## [PROMPT]
State only how many lines contain the string "styles".

----

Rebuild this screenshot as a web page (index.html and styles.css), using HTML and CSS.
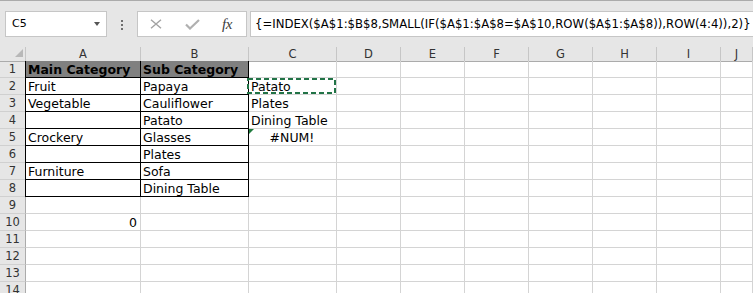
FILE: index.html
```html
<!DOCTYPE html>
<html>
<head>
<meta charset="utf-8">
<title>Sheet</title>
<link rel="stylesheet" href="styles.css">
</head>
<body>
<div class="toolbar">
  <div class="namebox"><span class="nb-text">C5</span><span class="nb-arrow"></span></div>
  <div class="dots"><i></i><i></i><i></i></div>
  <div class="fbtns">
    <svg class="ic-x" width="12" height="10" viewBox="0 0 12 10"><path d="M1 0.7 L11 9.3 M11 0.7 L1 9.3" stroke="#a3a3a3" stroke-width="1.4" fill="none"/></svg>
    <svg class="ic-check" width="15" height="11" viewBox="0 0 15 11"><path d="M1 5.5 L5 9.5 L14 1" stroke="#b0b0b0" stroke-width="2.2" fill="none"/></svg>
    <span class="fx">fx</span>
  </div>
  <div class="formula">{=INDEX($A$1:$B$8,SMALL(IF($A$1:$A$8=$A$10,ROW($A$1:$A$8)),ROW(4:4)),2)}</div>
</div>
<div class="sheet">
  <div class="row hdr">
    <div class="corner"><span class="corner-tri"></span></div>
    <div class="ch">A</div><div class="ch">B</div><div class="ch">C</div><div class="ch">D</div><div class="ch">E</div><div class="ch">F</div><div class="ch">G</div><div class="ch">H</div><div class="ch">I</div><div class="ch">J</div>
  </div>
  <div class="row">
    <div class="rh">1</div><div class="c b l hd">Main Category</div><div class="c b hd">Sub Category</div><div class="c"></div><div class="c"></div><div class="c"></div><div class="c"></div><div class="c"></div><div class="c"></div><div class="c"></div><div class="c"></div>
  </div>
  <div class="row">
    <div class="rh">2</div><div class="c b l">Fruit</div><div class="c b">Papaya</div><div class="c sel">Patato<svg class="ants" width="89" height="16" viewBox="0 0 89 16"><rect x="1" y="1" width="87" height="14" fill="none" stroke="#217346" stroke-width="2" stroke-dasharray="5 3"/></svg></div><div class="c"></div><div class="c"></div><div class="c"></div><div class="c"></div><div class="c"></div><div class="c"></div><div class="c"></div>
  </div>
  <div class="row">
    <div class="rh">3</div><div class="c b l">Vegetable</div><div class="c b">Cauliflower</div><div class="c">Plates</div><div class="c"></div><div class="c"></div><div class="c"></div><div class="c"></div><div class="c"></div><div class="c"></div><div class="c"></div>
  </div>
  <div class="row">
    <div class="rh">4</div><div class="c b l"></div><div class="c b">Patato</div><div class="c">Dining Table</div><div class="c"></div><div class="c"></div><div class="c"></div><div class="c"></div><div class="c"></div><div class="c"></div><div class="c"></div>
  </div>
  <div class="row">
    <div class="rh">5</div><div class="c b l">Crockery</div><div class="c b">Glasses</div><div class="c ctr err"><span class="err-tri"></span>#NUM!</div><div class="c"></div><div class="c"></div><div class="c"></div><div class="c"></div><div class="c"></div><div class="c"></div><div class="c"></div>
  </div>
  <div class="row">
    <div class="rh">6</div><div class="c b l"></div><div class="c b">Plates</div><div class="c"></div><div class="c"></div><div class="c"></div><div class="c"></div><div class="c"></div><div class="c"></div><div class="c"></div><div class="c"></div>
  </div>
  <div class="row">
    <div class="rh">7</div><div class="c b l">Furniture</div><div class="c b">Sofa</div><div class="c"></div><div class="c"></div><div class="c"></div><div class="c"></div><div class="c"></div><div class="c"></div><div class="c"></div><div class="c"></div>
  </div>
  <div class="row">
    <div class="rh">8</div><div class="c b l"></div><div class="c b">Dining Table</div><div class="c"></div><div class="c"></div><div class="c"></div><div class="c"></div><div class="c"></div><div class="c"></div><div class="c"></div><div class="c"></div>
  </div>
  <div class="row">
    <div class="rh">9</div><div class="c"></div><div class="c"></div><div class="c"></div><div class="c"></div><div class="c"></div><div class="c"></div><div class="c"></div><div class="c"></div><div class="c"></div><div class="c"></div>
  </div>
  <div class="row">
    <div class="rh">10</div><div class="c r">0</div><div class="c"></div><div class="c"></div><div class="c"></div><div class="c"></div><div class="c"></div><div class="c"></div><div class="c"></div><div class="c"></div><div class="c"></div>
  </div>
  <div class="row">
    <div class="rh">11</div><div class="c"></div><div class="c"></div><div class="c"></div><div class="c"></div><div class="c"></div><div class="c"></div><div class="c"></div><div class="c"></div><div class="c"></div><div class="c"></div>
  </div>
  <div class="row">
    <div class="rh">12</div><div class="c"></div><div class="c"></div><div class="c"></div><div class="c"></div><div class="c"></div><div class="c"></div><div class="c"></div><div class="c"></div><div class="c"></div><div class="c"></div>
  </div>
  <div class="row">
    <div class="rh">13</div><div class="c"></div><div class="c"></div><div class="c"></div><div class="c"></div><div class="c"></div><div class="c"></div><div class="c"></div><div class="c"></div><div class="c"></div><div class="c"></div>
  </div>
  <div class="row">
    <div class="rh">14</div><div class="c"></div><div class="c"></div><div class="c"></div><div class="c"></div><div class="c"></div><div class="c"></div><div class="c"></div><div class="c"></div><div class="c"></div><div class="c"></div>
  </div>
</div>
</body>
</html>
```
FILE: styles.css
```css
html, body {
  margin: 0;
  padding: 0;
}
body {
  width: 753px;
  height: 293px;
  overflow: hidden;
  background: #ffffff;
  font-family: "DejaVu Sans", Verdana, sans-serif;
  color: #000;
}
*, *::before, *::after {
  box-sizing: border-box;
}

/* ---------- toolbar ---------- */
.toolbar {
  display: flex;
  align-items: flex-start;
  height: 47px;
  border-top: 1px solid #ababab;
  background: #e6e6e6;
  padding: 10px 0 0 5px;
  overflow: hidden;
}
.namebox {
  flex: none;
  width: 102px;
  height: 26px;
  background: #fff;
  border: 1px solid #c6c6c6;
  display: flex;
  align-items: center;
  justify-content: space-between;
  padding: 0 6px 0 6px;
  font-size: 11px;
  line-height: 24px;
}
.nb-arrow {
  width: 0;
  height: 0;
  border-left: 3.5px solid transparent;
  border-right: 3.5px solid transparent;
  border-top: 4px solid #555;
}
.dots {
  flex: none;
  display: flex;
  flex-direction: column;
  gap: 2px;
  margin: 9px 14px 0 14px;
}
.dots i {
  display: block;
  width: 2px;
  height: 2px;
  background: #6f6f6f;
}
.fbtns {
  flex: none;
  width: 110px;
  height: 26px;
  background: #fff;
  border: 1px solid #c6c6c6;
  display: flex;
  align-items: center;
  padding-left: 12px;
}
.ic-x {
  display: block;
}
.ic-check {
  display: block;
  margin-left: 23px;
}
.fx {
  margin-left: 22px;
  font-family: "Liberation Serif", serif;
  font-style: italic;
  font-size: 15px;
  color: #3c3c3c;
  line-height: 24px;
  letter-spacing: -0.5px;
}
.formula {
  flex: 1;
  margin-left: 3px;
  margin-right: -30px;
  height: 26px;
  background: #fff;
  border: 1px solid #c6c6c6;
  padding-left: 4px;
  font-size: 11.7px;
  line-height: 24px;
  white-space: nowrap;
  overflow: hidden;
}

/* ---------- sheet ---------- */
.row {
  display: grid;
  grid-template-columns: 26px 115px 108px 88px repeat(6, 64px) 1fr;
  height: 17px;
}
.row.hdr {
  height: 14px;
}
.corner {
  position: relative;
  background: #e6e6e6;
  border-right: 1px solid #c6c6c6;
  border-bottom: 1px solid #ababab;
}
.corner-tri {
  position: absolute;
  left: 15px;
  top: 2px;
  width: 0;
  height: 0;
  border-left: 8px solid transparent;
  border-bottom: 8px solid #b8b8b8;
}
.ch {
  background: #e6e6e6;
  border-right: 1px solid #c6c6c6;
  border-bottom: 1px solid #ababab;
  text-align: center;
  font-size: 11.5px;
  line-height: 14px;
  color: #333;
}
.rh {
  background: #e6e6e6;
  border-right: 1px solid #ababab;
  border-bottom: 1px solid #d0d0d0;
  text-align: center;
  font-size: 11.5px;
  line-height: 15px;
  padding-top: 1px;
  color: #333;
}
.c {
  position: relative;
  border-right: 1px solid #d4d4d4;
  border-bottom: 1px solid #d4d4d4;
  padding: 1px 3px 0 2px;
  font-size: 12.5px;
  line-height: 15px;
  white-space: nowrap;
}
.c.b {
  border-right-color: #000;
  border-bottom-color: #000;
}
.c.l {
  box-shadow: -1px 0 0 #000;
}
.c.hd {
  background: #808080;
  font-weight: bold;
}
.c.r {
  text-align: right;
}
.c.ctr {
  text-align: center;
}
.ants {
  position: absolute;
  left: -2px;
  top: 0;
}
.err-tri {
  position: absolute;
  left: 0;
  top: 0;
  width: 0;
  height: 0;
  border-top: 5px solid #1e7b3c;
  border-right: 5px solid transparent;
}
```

----

## [RESULT OF THIS TASK]
3